**WORK INSTRUCTIONS**
Quote the lines that run from the line containing "Clone this screenshot" down to the line containing "import React from". Include both of those lines, reproduce each exactly, and omit everything else.
#### DATASET ROWS ####
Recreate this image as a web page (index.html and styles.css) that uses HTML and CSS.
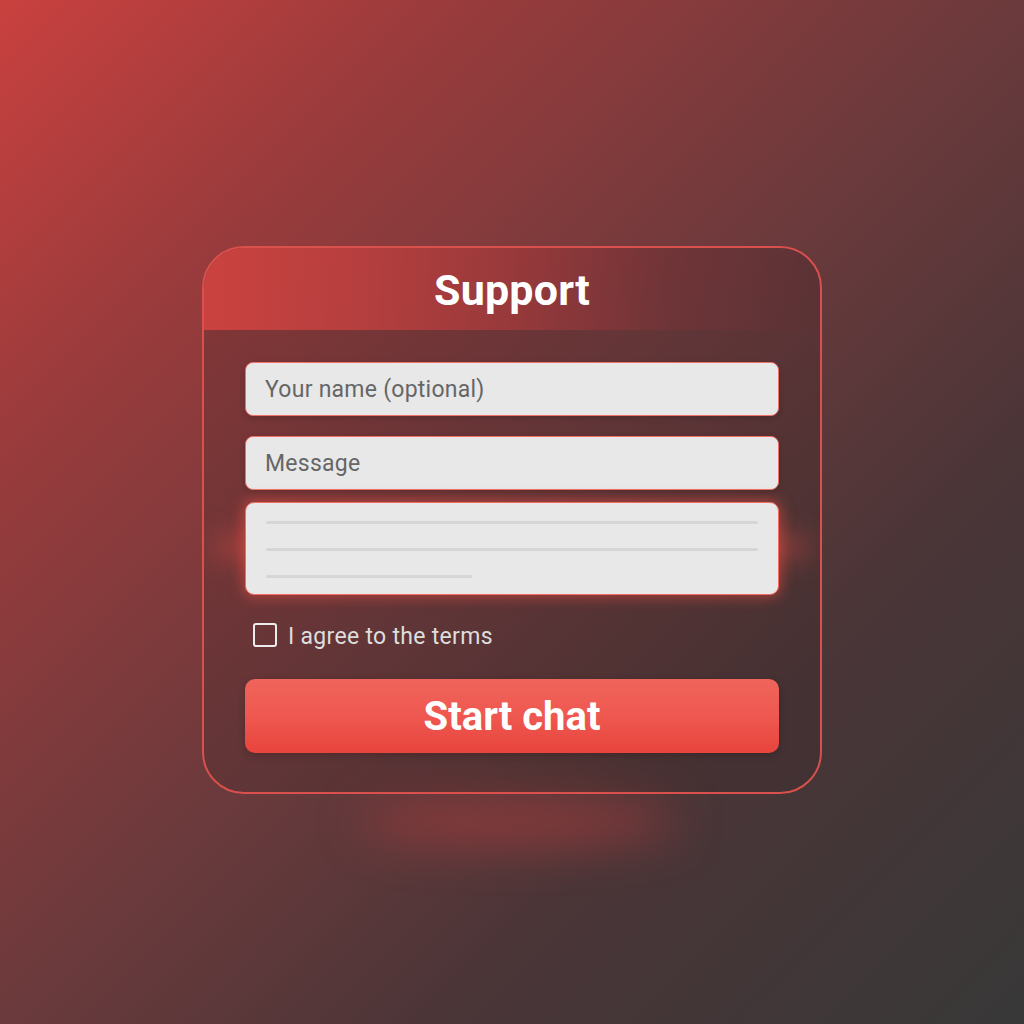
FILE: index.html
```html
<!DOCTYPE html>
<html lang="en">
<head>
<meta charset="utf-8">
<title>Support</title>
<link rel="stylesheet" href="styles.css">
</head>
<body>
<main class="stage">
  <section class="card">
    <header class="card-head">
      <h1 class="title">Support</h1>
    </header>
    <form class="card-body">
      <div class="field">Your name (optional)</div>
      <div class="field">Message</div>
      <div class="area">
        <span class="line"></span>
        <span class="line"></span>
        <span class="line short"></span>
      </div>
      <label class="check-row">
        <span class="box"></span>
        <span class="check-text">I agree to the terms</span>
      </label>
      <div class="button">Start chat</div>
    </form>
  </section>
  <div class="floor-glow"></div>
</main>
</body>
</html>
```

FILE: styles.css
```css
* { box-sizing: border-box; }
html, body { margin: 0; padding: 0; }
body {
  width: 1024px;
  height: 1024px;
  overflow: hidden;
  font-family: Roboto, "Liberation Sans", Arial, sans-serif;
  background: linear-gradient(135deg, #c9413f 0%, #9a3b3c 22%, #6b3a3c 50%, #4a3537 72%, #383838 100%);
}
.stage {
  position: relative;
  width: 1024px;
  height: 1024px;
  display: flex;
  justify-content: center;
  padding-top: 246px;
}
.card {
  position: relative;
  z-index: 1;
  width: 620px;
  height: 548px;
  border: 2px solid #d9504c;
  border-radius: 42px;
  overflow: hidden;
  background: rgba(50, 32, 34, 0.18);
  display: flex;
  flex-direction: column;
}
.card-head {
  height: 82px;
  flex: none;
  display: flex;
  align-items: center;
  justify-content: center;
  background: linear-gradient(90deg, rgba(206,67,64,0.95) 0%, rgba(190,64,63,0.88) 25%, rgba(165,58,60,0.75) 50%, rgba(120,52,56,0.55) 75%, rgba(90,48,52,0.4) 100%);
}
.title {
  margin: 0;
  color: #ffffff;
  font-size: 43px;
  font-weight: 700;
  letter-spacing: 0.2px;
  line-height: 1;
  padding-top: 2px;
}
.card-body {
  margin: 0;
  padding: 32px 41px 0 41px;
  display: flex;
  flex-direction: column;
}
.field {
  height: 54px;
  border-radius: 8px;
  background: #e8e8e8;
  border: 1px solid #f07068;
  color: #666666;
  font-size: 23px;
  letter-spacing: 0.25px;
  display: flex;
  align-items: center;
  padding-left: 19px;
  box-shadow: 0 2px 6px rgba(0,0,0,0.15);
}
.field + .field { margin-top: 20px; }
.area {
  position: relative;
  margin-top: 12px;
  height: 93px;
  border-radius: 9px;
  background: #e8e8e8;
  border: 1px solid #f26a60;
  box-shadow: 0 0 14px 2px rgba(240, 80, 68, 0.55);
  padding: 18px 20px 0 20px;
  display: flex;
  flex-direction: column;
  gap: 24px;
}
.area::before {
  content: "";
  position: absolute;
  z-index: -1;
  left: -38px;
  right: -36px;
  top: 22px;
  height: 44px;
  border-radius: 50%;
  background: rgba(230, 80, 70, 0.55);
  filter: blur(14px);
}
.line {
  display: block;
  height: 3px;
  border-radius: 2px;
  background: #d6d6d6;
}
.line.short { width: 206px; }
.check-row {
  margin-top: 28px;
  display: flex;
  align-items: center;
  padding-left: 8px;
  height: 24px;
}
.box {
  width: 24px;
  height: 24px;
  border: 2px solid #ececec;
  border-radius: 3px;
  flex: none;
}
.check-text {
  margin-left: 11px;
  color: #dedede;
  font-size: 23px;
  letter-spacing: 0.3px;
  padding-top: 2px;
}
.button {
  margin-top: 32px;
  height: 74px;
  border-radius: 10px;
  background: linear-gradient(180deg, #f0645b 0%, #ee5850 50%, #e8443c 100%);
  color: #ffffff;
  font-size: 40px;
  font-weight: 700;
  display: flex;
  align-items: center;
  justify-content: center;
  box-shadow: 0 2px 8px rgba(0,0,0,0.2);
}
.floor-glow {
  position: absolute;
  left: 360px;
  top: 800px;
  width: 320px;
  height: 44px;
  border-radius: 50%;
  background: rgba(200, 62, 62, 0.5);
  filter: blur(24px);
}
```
####
#### DATASET ROWS ####
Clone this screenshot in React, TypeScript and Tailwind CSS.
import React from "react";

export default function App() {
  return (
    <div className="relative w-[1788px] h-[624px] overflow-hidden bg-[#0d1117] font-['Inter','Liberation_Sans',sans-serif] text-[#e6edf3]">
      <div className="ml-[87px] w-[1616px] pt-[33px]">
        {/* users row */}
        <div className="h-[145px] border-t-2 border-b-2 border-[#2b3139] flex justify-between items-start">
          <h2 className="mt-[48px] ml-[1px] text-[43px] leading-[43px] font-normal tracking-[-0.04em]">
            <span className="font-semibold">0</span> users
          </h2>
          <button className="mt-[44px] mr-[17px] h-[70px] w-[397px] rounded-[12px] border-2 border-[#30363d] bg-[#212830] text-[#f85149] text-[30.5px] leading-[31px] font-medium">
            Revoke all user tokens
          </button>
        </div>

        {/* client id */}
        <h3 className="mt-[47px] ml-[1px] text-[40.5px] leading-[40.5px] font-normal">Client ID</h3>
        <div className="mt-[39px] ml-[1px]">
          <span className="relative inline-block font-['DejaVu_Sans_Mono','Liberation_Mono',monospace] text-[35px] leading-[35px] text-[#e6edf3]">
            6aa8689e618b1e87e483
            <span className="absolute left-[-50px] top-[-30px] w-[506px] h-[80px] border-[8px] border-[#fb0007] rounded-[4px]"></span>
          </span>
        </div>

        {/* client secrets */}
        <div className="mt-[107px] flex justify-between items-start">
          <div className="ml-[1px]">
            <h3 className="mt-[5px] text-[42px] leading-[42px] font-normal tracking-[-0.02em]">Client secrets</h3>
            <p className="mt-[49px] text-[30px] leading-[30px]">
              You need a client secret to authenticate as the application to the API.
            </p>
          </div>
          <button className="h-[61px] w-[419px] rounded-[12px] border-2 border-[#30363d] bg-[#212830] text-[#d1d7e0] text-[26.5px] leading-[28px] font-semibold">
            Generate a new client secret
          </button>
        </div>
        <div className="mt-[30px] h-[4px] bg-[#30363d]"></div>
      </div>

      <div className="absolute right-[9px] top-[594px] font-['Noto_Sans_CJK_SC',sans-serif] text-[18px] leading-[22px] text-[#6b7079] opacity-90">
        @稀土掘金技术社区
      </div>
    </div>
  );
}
####
**EXPECTED OUTPUT**
Clone this screenshot in React, TypeScript and Tailwind CSS.
import React from "react";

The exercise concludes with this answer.